Exam Tips: Answering Questions on Analyzing Performance Issues
1. Know Your Tools - Understand when to use CloudWatch metrics versus X-Ray traces. CloudWatch is for resource-level monitoring while X-Ray is for request-level tracing across distributed systems.
2. X-Ray Annotations vs Metadata - Annotations are indexed and searchable, used for filtering traces. Metadata is not indexed and used for storing additional data. This distinction appears frequently in exam questions.
3. CloudWatch Alarms - Remember the three states: OK, ALARM, and INSUFFICIENT_DATA. Know how to set appropriate thresholds and actions.
4. Lambda Performance - Questions often focus on cold starts.

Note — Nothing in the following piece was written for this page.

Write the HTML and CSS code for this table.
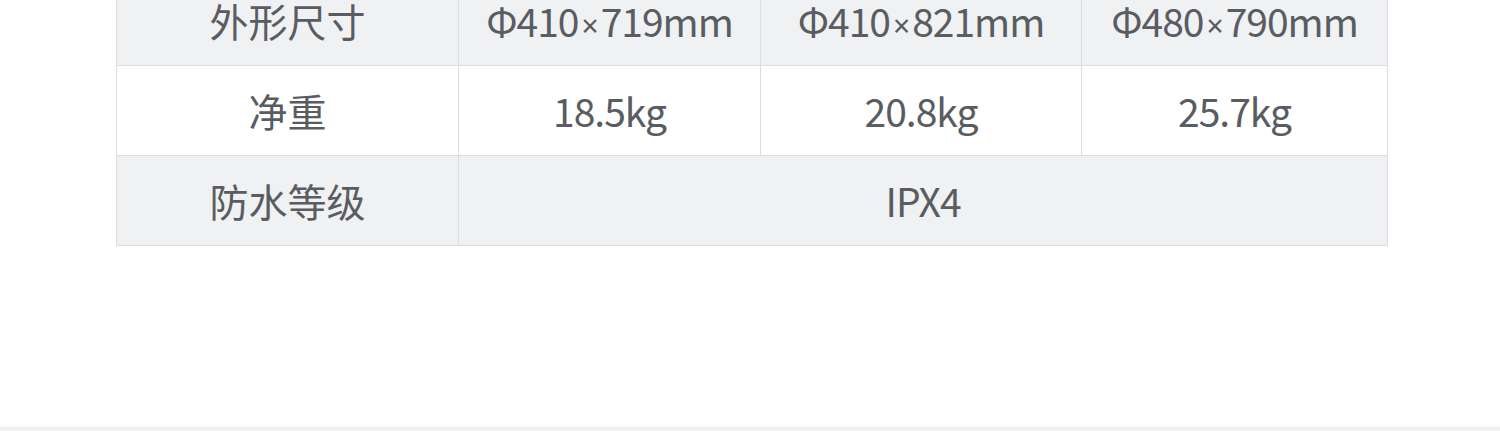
FILE: index.html
```html
<!DOCTYPE html>
<html>
<head>
<meta charset="UTF-8">
<title>参数</title>
<link rel="stylesheet" href="styles.css">
</head>
<body>

<div class="wrap">
	<table class="spec">
		<colgroup>
			<col class="c1">
			<col class="c2">
			<col class="c3">
			<col class="c4">
		</colgroup>
		<tr class="gray">
			<td>外形尺寸</td>
			<td class="num">Φ410<span class="x">×</span>719mm</td>
			<td class="num">Φ410<span class="x">×</span>821mm</td>
			<td class="num">Φ480<span class="x">×</span>790mm</td>
		</tr>
		<tr>
			<td>净重</td>
			<td class="num">18.5kg</td>
			<td class="num">20.8kg</td>
			<td class="num">25.7kg</td>
		</tr>
		<tr class="gray">
			<td>防水等级</td>
			<td class="num" colspan="3">IPX4</td>
		</tr>
	</table>
</div>

<div class="foot"></div>

</body>
</html>
```

FILE: styles.css
```css
body {margin: 0; background: #fff; overflow: hidden;}

.wrap {display: flow-root; padding: 0 113px 0 116px; height: 426px;}

.spec {width: 1271px; border-collapse: collapse; table-layout: fixed; margin-top: -25px;
	font-family: "Noto Sans CJK SC", "Noto Sans", sans-serif; font-size: 39px; color: #595c61;}
.spec col.c1 {width: 342px;}
.spec col.c2 {width: 302px;}
.spec col.c3 {width: 321px;}
.spec col.c4 {width: 306px;}
.spec td {height: 89px; padding: 0; text-align: center; border: 1px solid #dcdde0; line-height: 1;}
.spec tr.gray td {background: #f0f1f3;}
.spec td.num {letter-spacing: -1px;}
.spec .x {font-family: "Noto Sans", sans-serif; font-size: 30px; padding: 0 3px;}

.foot {height: 4px; background: #f1f1f1; border-top: 1px solid #f8f8f8;}
```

Know that provisioned concurrency keeps functions initialized and ready to respond.
5. DynamoDB Metrics - Pay attention to ConsumedReadCapacityUnits, ConsumedWriteCapacityUnits, and ThrottledRequests metrics.
6. Log Retention - CloudWatch Logs are retained indefinitely by default. Know how to configure retention policies.
7. X-Ray Sampling Rules - Understand that X-Ray uses sampling to reduce overhead. Know how to configure sampling rules for higher visibility during troubleshooting.
8. Enhanced Monitoring - For RDS, enhanced monitoring provides OS-level metrics at higher granularity than standard CloudWatch metrics.
9. Custom Metrics - Remember that custom CloudWatch metrics have a minimum resolution of 1 second for high-resolution metrics.
10. Read Questions Carefully - Look for keywords like trace requests across services (X-Ray), monitor resource utilization (CloudWatch), or analyze log patterns (CloudWatch Logs Insights).